** Task brief **
Return every record below exactly as written, omitting any pictures.

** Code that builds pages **

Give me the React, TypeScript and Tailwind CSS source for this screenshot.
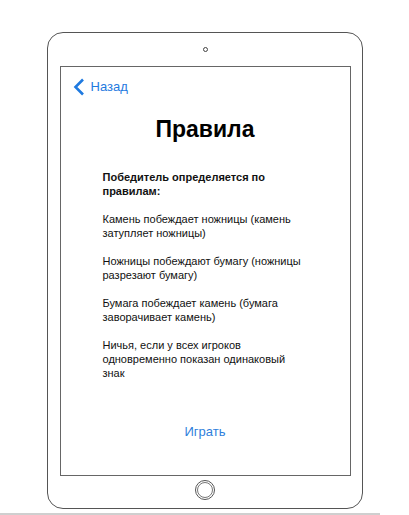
import React from 'react';

const rules = [
  'Камень побеждает ножницы (камень затупляет ножницы)',
  'Ножницы побеждают бумагу (ножницы разрезают бумагу)',
  'Бумага побеждает камень (бумага заворачивает камень)',
  'Ничья, если у всех игроков одновременно показан одинаковый знак',
];

const App: React.FC = () => {
  return (
    <div className="w-[409px] h-[515px] bg-white relative overflow-hidden" style={{ fontFamily: '"Liberation Sans", Arial, sans-serif' }}>
      <div className="pt-[32px] pl-[47px]">
        {/* tablet frame */}
        <div className="w-[316px] h-[477px] border-[1.5px] border-[#555] rounded-[16px] flex flex-col items-center">
          <div className="mt-[14px] w-[5px] h-[5px] rounded-full border border-[#444]" />
          <div className="mt-[14px] w-[291px] h-[410px] border-[1.5px] border-[#666] flex flex-col">
            <div className="flex items-center pl-[12px] pt-[10px]">
              <svg width="12" height="18" viewBox="0 0 12 18" className="mr-[6px]">
                <path d="M10 1.5 L2.5 9 L10 16.5" fill="none" stroke="#1f7ae0" strokeWidth="2.6" />
              </svg>
              <span className="text-[13px] text-[#1f7ae0]">Назад</span>
            </div>
            <h1 className="mt-[21px] text-center text-[23px] font-bold text-black leading-none">Правила</h1>
            <div className="mt-[29px] ml-[42px] w-[206px] text-[11px] leading-[14px] text-[#111]">
              <p className="font-bold">Победитель определяется по правилам:</p>
              {rules.map((r) => (
                <p key={r} className="mt-[14px]">{r}</p>
              ))}
            </div>
            <div className="mt-auto mb-[34px] text-center text-[13px] text-[#2f7fdc]">Играть</div>
          </div>
          <div className="mt-[4px] w-[20px] h-[20px] rounded-full border border-[#555] flex items-center justify-center">
            <div className="w-[16px] h-[16px] rounded-full border border-[#777]" />
          </div>
        </div>
      </div>
      <div className="absolute left-0 bottom-0 w-[380px] h-[2px] bg-[#cfcfcf]" />
    </div>
  );
};

export default App;
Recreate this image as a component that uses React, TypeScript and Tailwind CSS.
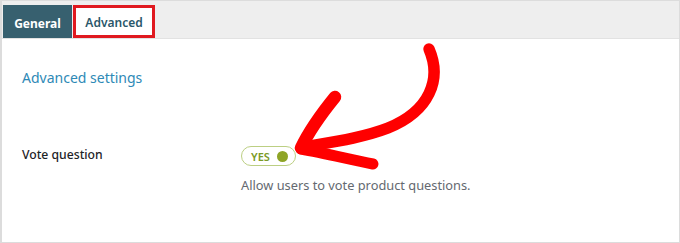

** Reply **
Give me the React, TypeScript and Tailwind CSS source for this screenshot.
import React from 'react';

const rules = [
  'Камень побеждает ножницы (камень затупляет ножницы)',
  'Ножницы побеждают бумагу (ножницы разрезают бумагу)',
  'Бумага побеждает камень (бумага заворачивает камень)',
  'Ничья, если у всех игроков одновременно показан одинаковый знак',
];

const App: React.FC = () => {
  return (
    <div className="w-[409px] h-[515px] bg-white relative overflow-hidden" style={{ fontFamily: '"Liberation Sans", Arial, sans-serif' }}>
      <div className="pt-[32px] pl-[47px]">
        {/* tablet frame */}
        <div className="w-[316px] h-[477px] border-[1.5px] border-[#555] rounded-[16px] flex flex-col items-center">
          <div className="mt-[14px] w-[5px] h-[5px] rounded-full border border-[#444]" />
          <div className="mt-[14px] w-[291px] h-[410px] border-[1.5px] border-[#666] flex flex-col">
            <div className="flex items-center pl-[12px] pt-[10px]">
              <svg width="12" height="18" viewBox="0 0 12 18" className="mr-[6px]">
                <path d="M10 1.5 L2.5 9 L10 16.5" fill="none" stroke="#1f7ae0" strokeWidth="2.6" />
              </svg>
              <span className="text-[13px] text-[#1f7ae0]">Назад</span>
            </div>
            <h1 className="mt-[21px] text-center text-[23px] font-bold text-black leading-none">Правила</h1>
            <div className="mt-[29px] ml-[42px] w-[206px] text-[11px] leading-[14px] text-[#111]">
              <p className="font-bold">Победитель определяется по правилам:</p>
              {rules.map((r) => (
                <p key={r} className="mt-[14px]">{r}</p>
              ))}
            </div>
            <div className="mt-auto mb-[34px] text-center text-[13px] text-[#2f7fdc]">Играть</div>
          </div>
          <div className="mt-[4px] w-[20px] h-[20px] rounded-full border border-[#555] flex items-center justify-center">
            <div className="w-[16px] h-[16px] rounded-full border border-[#777]" />
          </div>
        </div>
      </div>
      <div className="absolute left-0 bottom-0 w-[380px] h-[2px] bg-[#cfcfcf]" />
    </div>
  );
};

export default App;
Recreate this image as a component that uses React, TypeScript and Tailwind CSS.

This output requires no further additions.